• [What you are asked to do]:
Copy out all lines in the data below containing the string "screenshot".

• [Data supplied]:
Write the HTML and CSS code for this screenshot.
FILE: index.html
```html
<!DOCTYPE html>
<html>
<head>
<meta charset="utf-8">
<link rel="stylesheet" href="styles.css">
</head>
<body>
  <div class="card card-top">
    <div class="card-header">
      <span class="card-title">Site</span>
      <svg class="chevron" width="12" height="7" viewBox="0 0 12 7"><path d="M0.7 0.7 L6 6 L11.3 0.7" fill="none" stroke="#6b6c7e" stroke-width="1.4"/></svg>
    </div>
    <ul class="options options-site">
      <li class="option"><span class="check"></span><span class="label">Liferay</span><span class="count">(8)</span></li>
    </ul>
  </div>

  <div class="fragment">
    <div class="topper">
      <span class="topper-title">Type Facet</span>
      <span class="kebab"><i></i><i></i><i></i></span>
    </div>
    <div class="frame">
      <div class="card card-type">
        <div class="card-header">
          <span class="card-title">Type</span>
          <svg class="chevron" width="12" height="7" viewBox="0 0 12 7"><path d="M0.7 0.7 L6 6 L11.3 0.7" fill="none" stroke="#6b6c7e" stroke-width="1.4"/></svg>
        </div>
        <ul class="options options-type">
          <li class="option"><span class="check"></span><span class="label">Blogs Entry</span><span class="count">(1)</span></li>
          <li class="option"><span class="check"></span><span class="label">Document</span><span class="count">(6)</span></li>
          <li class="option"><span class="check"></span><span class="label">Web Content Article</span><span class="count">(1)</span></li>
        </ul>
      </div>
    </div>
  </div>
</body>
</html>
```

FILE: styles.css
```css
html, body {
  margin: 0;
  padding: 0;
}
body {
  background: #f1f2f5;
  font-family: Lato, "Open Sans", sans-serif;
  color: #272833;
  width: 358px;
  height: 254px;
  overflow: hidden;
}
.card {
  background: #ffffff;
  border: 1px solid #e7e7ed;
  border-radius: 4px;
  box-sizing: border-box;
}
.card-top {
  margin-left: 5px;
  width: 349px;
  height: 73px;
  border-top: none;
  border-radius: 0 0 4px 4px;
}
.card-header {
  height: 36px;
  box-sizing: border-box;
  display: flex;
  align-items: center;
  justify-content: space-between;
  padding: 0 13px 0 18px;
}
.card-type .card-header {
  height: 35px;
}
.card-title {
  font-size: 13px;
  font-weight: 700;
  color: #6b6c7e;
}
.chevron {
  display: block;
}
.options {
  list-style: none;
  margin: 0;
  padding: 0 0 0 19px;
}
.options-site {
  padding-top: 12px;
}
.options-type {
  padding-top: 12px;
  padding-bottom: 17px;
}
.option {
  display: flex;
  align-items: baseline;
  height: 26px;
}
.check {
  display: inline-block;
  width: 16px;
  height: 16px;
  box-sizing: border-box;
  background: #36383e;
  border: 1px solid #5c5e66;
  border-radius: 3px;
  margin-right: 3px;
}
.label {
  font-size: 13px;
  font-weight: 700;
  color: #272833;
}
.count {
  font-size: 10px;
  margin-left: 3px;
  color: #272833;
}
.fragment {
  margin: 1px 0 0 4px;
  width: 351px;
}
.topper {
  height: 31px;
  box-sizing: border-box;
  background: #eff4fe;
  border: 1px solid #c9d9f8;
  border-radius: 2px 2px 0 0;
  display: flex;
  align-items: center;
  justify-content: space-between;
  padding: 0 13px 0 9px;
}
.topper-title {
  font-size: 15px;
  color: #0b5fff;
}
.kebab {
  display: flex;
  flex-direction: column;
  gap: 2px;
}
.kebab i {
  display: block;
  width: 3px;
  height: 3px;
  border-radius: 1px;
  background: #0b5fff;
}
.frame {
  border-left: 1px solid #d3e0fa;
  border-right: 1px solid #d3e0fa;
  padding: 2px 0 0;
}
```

---

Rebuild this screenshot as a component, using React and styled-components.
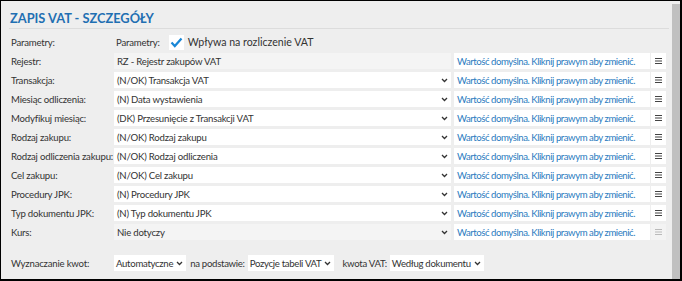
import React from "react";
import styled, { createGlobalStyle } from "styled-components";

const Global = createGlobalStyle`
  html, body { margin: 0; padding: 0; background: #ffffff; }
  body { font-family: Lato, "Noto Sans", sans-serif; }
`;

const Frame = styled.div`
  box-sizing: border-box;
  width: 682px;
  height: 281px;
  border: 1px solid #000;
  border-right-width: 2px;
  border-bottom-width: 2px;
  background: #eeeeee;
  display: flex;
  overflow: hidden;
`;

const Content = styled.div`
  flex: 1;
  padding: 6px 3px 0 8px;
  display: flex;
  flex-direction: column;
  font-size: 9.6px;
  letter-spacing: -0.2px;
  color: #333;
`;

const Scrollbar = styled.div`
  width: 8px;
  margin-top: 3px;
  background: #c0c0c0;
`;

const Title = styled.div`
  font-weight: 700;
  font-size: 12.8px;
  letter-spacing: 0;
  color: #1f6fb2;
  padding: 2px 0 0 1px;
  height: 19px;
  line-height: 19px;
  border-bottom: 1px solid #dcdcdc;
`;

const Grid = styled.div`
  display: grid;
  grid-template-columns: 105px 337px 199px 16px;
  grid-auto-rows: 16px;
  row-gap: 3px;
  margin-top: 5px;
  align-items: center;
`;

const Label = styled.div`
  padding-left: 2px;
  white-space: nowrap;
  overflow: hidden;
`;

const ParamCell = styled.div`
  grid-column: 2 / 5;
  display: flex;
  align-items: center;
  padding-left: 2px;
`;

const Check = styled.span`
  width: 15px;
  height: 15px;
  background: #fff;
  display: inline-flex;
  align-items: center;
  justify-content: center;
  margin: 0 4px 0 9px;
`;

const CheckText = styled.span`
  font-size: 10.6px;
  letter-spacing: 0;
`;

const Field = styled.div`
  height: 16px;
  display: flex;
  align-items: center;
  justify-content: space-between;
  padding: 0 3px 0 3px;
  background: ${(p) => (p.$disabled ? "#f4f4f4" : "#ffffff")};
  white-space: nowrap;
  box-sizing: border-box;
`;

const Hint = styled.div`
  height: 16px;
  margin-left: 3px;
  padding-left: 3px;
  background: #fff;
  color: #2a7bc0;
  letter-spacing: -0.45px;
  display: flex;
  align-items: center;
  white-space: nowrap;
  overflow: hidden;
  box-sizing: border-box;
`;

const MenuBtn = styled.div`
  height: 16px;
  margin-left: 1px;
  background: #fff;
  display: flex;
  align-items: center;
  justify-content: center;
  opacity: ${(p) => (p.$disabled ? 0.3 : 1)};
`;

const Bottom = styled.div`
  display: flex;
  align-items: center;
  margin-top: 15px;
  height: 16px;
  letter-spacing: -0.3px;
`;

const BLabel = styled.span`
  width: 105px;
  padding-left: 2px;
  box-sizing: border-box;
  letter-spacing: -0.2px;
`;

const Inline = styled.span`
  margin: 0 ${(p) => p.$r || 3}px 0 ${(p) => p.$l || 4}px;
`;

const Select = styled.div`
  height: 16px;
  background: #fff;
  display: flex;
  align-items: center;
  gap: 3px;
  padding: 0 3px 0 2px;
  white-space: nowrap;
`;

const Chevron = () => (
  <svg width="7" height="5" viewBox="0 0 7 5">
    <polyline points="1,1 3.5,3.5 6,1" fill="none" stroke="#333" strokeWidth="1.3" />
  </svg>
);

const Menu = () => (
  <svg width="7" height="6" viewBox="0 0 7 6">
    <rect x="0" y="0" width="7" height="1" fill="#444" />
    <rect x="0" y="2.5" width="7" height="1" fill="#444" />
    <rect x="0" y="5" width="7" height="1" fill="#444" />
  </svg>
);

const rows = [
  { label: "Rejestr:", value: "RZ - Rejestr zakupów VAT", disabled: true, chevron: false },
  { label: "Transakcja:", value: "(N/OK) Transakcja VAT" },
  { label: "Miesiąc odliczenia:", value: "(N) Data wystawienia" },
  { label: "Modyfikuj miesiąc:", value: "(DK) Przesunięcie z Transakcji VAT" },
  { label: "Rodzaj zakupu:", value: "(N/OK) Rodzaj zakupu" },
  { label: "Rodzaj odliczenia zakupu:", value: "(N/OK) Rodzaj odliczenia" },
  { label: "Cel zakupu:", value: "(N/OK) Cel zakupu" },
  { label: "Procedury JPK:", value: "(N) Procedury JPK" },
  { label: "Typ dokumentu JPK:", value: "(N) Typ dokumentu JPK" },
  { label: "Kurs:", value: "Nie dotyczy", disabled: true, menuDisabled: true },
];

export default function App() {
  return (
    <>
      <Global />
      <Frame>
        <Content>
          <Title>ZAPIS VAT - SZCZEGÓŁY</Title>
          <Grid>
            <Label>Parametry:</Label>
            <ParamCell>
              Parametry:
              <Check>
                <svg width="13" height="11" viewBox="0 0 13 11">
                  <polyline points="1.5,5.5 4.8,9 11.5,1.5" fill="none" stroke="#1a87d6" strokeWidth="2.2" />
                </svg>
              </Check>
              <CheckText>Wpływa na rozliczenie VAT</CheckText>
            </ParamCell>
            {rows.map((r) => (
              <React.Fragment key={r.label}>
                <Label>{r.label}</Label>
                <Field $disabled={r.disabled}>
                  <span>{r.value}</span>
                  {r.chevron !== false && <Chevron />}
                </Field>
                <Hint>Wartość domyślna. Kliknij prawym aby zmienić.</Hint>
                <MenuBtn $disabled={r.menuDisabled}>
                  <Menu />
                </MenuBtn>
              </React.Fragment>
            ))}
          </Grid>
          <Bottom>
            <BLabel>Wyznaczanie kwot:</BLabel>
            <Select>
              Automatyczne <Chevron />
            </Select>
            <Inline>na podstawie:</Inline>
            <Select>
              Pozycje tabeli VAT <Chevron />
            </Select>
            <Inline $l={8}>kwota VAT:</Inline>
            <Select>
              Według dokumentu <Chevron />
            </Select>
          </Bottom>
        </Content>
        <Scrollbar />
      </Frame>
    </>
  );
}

• [In response]:
Write the HTML and CSS code for this screenshot.
Rebuild this screenshot as a component, using React and styled-components.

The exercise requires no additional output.